David Shaw of Stanford had been a head coach for all of three weeks when he signed quarterback Kevin Hogan out of northern Virginia. Five years, three Pac-12 championships and two Rose Bowl victories later, Shaw is considered one of the best coaches in the FBS and Hogan just finished playing in the Reese's Senior Bowl, the elite showcase for the NFL. They matured together in their respective positions, coach and player, mentor and mentee.
Shaw is saying goodbye to the last of his first signing class. Even if Hogan hadn't won a school-record 36 victories, even if Shaw, who is also the playcaller, hadn't worked intimately with Hogan throughout his career, the quarterback would hold a special place in the coach's heart.
It is the part of coaching that we rarely see and hardly notice. Football coaches take in teenagers and send out young men. In the best-case scenarios, without firings and transfers and job-hopping and relationships gone sour, coaches mold and inspire.
Shaw has watched Hogan the quiet boy become a vocal locker room leader. Shaw has seen Hogan withstand the death of his father nearly 14 months ago and gain the perspective found at the intersection of tragedy and maturity. At the close of such a triumphant senior season for Hogan -- 12 wins, another league title, a Rose Bowl rout of Iowa -- Shaw felt joy and gratitude and pride.
The two of them shared a moment on the dais in the postgame news conference after the 45-16 defeat of the Hawkeyes in Pasadena. Stanford, of course, played the role of the Power 5 champion with its nose to the playoff glass.
"We were asked a question about the four-team playoff," Shaw said. "I said, 'Hey, we're just happy we're Rose Bowl champions.'
"Kevin said, 'I don't know what I'm supposed to say.'
"I said, 'I know what you're supposed to say,' and he started laughing," Shaw said. "I put my arm around him."

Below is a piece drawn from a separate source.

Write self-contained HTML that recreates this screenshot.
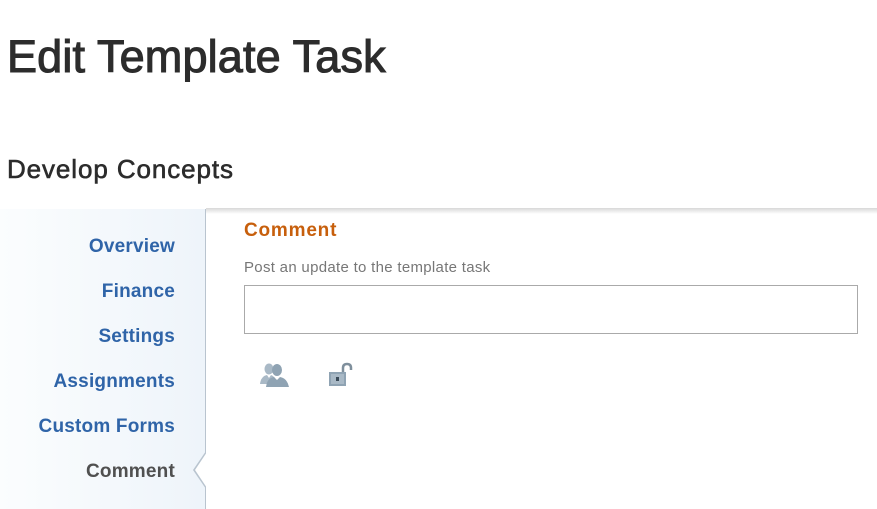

The moment is captured in the photo that accompanies this story. Look at the two of them. You could light the Bay Area with the wattage of their smiles. If the camera hadn't been there, the import of the moment, of what it represented, might have been left unsaid. When Hogan saw the photo, he downloaded it and texted it to Shaw.
"I thought the camera caught a moment of pure elation," Hogan said via text. "It was the culmination of a long journey that we shared together with many ups and downs. In the end, he stuck with me and trusted me and it's something that I truly appreciated."
Shaw described it as the favorite part of a memorable day.
"Just the fact that he had been through all this -- and I had seen all his growth -- for him to be able to laugh," Shaw said. "He's always been so tense, and so serious, and so self-critical. For him at that moment to be able to laugh, and truly enjoy it, that moment to me, when I put my arm around him and heard him genuinely laugh ... gosh, that was probably the best. That moment when it's all over. He's finally done. He won the Rose Bowl and gets to go out on top."
For five years, Hogan pretty much kept his emotions to himself. He never said a word about his father's four-year battle with cancer to anyone in the football building until the end, a little more than a year ago. By this point, Hogan's final season, he had become more vocal. He served as a mentor to the younger players, as a leader whom the older players didn't want to disappointment. Hogan had matured enough to understand the photo depicted so much more than a laugh between a coach and a player.
"I wasn't sure if he'd seen it," Hogan said of Shaw, "but I just wanted to share it with him as a final memory after five years."
"He's not a big texter," Shaw said. "Unlike everybody in his generation, he leaves his phone at home sometimes. He's hard to reach sometimes. He's not tied to it like most of us are. He actually texted that picture to me. He got the picture and sent it to me on his phone with a little message, and that was a special moment."
One photo. One coach. One player. Five seasons.